DOL Fiduciary Rule: Why It Matters To You

While there has been no shortage of interesting headlines coming out of Washington D.C. in recent weeks, almost lost in the shuffle of everything else has been a very important tug-of-war going on that is of great importance to the investment industry and to people across the country who are trying to build their retirement nest eggs.

The Department of Labor’s Fiduciary Rule, created under the Obama administration, was set to become binding on April 10, 2017. Now, however, its status is in limbo as the new administration decides if it wants the rule at all. The DOL Fiduciary Rule states that any financial advisor recommending investments for a client’s retirement account is required to act in the best interest of that client. Taking on a fiduciary responsibility would represent a significant change for the investment industry, much of which is still commission-driven whereby financial professionals are paid to steer their clients into certain investments.
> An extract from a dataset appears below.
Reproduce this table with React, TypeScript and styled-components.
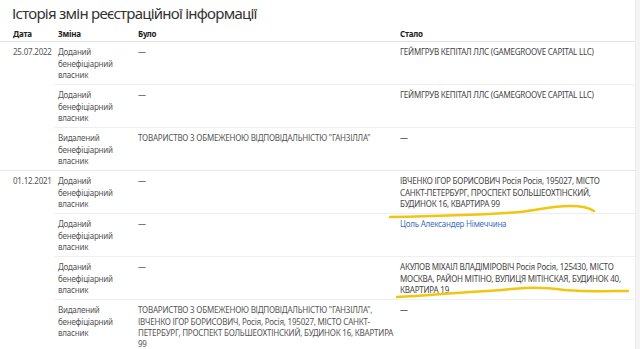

Should an Advisor be a Fiduciary or a Salesperson?

There are two main types of financial professionals who manage assets for clients: those who are held to a fiduciary standard and those who operate under a “suitability” standard. It is critically important for investors, if they have a professional helping them with their investments, to understand the type of professional with whom they are dealing. Knowing if an advisor is a salesperson or not will help clients to understand why certain products and funds are being recommended to them—and why certain other products are not being recommended.

“Suitability” Standard

Financial advisors operating under a “suitability” standard means their recommendations must be suitable for a client’s circumstances, a condition that, by design, can be interpreted very broadly. Typically, advisors acting under the suitability standard can and do receive compensation from fund companies for placing specific funds with their clients.

Fiduciary Standard

Fiduciaries, on the other hand, have a legal and ethical obligation to put their clients’ interests ahead of their own and receive no such compensation from the purveyors of investment funds or other products.

You might think, given the complexity and risk inherent in financial markets, that it would be required for financial professionals to put their clients’ interest ahead of their own. However, this is not the case at all. In fact, unbeknownst to most investors, much of the investment industry operates as a sales machine whose representatives have no fiduciary duty to clients. While there are of course many such representatives who care deeply for their clients and do right by them, there are also some bad apples who are more concerned with their own financial well-being than that of their clients. Brokerage firms, banks and insurance companies all have no obligation to put their clients’ interests first.

In our view, the commission-driven industry model is broken and does not serve the interests of investors. To understand how your advisor operates, simply ask if he or she is a fiduciary. If the answer is “no”, then ask your advisor how he or she is compensated for making investment recommendations for your account.

How Our Fiduciary Standard Protects You

Since our firm’s inception in April 2002, we have always operated under the fiduciary standard. We believe that the type of investment firm that most closely aligns the interests of the client with the interests of the advisor is a fee-only Registered Investment Advisor. We have always put our clients’ interest first and have never earned a single dollar in commission for placing an investment with a client. Our sole focus is on growing our clients’ portfolio using a strategy that is both comfortable for them and appropriate for their financial circumstances. Our clients understand that our only loyalty is to them—not to a fund company or a larger parent company.

We are an independent resource for our clients. Because our only goal is to grow our clients’ portfolios, we provide objective and straightforward advice about any investment a client is considering. To us, securities are merely tools that we use to pursue our objective of increasing the value of our clients’ portfolios. A few are worthwhile to own; the vast majority are not.

We are pleased that all of the discussion and debate about the DOL Rule has raised public awareness about how the investment industry works. The DOL Rule ups the ante for everyone in the investment advice business, including Registered Investment Advisors such as Orion that already operate under the fiduciary standard. We too will have additional know-your-client standards and protocols that we will need to implement and certain cost-comparisons that will be needed to made explicit when investing our clients’ retirement account assets.

In the end, investors across the country stand to benefit from the DOL Fiduciary Rule. Forcing banks and brokerage firms to adopt a fiduciary standard when they provide retirement advice cannot help but improve both the investment outcomes for clients and the experience that clients have with their advisors. The DOL Rule, if it survives, will somewhat level the playing field (from a marketing perspective) between Registered Investment Advisors and brokerage firms, as both will be able to claim to be fiduciaries. Nevertheless, we believe the DOL Rule will benefit the great majority of retirement savers and therefore support its implementation.